* [Your objective]:
Copy out each line of the data holding "page".

☆ ☆ ☆ ☆ ☆

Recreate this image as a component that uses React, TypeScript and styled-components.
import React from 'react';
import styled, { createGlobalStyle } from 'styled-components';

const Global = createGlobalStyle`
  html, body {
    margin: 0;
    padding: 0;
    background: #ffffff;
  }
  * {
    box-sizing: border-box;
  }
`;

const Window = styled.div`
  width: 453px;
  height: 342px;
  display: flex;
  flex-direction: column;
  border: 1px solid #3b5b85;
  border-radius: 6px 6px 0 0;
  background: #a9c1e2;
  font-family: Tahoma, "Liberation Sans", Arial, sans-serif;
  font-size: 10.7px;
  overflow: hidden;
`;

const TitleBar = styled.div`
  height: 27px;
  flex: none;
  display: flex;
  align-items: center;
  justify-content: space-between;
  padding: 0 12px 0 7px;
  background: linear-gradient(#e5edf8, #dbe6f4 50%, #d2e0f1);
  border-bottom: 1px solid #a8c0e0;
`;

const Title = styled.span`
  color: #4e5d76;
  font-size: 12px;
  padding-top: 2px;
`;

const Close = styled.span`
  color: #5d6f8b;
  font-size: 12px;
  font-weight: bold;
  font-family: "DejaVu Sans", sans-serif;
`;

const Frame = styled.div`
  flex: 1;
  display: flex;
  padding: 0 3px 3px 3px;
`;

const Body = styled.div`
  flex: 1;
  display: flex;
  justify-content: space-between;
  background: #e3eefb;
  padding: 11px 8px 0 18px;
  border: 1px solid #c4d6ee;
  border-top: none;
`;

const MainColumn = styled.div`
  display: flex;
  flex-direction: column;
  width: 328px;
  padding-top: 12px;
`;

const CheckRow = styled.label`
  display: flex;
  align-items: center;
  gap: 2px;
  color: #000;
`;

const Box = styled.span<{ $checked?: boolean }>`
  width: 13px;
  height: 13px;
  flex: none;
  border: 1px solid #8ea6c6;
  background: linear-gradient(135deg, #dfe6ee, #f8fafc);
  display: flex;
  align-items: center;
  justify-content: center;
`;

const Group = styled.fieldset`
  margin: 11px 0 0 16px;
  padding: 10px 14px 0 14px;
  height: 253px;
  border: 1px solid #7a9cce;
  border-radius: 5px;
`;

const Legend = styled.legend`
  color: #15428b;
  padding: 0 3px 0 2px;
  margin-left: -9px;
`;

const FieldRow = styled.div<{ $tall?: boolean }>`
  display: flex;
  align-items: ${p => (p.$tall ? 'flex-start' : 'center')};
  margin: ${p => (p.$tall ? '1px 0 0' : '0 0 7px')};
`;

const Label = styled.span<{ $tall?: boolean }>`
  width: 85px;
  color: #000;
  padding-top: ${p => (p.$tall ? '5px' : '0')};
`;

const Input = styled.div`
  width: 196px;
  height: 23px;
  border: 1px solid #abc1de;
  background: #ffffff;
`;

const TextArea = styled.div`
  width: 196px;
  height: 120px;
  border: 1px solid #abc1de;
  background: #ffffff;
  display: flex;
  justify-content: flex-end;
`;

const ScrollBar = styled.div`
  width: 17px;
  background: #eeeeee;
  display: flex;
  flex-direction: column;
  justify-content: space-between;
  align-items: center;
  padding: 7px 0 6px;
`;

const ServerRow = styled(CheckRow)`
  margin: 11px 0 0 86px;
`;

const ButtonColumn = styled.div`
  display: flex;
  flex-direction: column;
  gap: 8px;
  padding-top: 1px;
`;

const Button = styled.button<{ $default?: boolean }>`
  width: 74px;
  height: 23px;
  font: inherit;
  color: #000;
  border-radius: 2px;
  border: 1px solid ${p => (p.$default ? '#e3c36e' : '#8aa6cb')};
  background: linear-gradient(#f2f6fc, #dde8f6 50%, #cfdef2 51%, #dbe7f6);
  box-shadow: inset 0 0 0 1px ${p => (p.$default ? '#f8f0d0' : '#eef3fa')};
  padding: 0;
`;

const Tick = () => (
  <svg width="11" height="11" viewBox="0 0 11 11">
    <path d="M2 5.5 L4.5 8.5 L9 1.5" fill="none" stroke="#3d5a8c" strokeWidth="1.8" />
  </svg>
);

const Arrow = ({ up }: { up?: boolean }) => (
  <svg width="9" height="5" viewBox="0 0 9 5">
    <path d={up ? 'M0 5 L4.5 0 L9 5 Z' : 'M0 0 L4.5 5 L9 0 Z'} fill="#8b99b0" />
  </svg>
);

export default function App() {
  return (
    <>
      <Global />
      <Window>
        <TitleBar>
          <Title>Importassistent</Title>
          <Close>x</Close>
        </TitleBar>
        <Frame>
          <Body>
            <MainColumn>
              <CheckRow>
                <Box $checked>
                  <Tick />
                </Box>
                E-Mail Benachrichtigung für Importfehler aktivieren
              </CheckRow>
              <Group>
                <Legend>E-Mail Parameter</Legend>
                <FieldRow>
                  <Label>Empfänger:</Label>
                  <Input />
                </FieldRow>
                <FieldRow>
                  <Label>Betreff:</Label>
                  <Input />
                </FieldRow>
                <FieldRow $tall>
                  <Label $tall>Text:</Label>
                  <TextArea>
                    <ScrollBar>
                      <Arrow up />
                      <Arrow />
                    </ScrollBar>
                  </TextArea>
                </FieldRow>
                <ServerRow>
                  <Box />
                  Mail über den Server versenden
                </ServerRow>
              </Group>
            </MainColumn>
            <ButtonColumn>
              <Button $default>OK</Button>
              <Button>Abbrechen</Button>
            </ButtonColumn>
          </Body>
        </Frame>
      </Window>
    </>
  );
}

☆ ☆ ☆ ☆ ☆

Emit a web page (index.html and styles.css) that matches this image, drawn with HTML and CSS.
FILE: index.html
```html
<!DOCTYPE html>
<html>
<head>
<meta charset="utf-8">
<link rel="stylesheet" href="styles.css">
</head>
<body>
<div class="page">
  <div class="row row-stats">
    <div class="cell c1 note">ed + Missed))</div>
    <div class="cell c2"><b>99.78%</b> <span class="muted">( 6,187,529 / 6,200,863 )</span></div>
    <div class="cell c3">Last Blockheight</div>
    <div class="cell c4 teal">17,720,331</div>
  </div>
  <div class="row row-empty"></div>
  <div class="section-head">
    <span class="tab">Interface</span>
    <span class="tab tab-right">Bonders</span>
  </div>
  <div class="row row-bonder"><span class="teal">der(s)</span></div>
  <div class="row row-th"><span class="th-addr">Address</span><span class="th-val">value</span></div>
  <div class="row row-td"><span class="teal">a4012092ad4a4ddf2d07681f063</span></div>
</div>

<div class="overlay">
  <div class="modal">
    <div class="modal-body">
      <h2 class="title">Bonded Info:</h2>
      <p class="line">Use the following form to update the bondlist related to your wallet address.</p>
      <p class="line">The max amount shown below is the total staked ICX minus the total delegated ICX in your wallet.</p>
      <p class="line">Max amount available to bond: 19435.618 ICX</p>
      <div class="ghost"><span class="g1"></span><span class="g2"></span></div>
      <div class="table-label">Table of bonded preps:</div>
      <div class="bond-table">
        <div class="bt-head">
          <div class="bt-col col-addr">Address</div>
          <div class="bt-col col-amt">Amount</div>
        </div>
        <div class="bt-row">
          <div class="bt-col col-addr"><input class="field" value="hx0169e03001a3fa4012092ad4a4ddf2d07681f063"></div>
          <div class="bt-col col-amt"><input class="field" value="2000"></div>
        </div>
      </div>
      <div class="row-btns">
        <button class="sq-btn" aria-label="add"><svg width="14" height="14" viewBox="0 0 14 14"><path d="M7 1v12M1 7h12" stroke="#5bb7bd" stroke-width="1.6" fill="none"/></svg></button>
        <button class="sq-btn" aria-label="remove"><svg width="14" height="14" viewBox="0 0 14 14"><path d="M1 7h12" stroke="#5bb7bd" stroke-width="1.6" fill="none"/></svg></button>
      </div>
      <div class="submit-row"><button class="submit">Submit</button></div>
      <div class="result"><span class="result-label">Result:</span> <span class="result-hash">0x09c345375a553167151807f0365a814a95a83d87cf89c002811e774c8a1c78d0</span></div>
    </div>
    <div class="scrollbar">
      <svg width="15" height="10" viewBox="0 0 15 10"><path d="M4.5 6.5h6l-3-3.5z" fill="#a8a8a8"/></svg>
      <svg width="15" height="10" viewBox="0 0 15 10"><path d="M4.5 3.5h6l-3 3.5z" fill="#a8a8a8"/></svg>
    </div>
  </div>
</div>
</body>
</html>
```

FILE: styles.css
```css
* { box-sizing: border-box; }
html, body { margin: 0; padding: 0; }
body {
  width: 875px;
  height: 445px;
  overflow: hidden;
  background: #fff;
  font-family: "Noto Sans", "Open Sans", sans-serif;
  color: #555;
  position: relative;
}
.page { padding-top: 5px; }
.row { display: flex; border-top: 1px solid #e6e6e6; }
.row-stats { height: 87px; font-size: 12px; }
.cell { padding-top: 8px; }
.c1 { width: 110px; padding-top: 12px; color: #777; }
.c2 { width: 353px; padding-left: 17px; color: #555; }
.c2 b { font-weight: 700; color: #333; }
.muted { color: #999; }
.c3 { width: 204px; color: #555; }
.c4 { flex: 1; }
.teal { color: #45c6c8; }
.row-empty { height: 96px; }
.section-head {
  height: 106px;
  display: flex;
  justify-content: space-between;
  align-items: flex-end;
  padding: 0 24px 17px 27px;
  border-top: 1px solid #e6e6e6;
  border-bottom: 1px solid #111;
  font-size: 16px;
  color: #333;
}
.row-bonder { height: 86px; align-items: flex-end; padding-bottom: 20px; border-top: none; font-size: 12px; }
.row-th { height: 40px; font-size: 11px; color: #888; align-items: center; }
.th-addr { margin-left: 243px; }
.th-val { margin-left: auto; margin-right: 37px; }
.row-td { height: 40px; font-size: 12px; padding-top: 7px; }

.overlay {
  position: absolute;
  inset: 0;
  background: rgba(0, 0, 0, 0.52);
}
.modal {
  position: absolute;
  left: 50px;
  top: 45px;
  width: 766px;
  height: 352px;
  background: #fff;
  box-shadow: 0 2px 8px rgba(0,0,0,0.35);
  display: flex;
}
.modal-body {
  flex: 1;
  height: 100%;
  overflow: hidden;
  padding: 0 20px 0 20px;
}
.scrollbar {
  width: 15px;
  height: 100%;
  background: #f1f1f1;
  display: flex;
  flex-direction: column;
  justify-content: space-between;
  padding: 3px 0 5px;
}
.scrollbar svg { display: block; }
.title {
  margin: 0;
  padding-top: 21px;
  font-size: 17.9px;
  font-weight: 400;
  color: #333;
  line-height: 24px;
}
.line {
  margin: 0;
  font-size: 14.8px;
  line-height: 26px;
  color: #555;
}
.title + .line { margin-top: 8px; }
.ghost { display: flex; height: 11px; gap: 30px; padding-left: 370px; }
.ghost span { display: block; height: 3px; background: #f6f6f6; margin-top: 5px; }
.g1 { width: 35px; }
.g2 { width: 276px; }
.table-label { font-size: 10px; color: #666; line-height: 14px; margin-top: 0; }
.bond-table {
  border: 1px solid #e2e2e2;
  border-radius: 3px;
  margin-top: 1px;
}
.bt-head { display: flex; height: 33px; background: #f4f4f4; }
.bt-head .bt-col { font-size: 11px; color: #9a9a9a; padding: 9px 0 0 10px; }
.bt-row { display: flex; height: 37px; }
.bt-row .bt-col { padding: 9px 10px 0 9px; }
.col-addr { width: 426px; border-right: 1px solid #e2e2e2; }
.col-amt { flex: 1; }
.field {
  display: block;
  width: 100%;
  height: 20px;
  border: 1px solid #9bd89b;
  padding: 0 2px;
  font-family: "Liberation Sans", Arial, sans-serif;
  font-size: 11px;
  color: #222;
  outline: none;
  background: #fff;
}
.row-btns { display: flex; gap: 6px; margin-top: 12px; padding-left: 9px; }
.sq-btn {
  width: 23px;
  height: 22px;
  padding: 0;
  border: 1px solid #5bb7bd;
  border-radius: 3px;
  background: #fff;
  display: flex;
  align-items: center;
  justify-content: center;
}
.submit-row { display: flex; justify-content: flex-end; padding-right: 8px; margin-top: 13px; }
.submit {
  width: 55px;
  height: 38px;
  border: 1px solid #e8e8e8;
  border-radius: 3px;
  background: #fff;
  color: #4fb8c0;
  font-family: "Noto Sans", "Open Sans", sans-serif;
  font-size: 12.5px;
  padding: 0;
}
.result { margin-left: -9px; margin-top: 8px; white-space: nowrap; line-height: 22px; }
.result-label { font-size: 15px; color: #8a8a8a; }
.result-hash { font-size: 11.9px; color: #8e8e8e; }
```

☆ ☆ ☆ ☆ ☆

* [Complete output]:
Emit a web page (index.html and styles.css) that matches this image, drawn with HTML and CSS.
<div class="page">
.page { padding-top: 5px; }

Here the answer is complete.